MEASURE QUALITY AND PROTECT TRUST

Growth metrics matter, but they need context. Reach can tell you that a topic attracted attention. It can’t tell you whether the attention came from people who need your expertise.

Track three levels of performance:

  • Visibility: impressions, profile visits, and follower growth
  • Engagement quality: thoughtful replies, saves, shares, and messages
  • Business value: qualified leads, referrals, interviews, partnerships, and sales

Review the last 10 to 20 posts instead of judging your brand from one result. Look for patterns. Which topics attract the right people? Which formats lead to conversations? Which posts get attention but no useful response?

Use those patterns to adjust your next content batch. Keep the topics that create relevant conversations. Rewrite weak posts with clearer examples. Drop themes that no longer support your position.

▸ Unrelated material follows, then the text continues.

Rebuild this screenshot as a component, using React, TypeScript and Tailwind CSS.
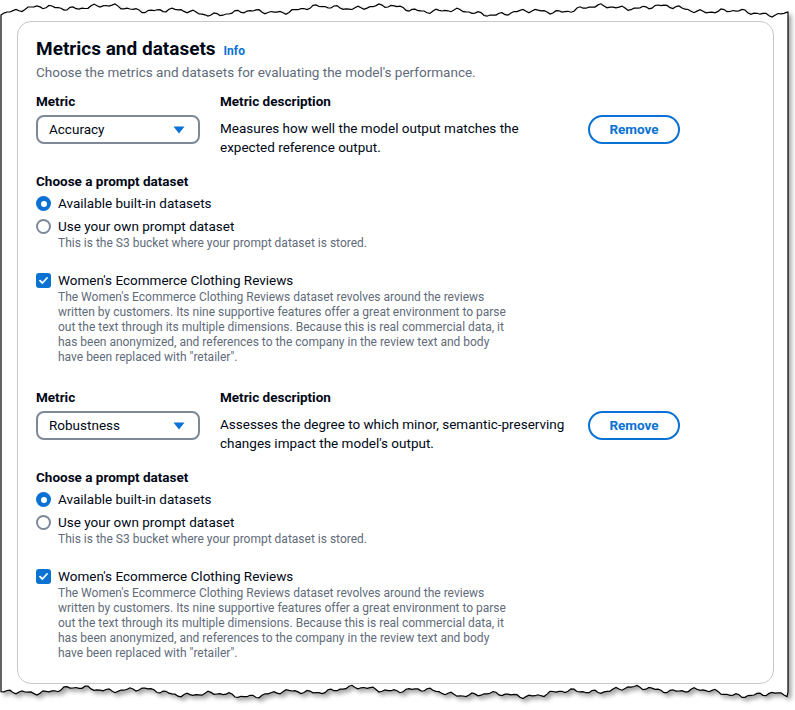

Avoid shortcuts that damage trust. Don’t invent client results. Don’t publish private customer information. Don’t automate replies that pretend to be personal. Disclose paid relationships and material connections. The FTC endorsement guidance explains disclosure expectations for endorsements and sponsored content.

Protect your energy as well. Batch content once a week. Set a realistic publishing target. Keep a reserve of approved ideas for busy periods. A sustainable brand system should still work during a product launch, client deadline, or demanding workweek.

Conclusion

Someli can make personal branding easier to operate, but the quality still comes from your position, experience, and judgement. Give it clear source material, publish around a focused set of problems, and review the response from the right audience.

The goal isn’t to become visible to everyone. It is to become recognisable to the people who need your work. Consistent, useful content gives those people enough evidence to remember you and start a conversation.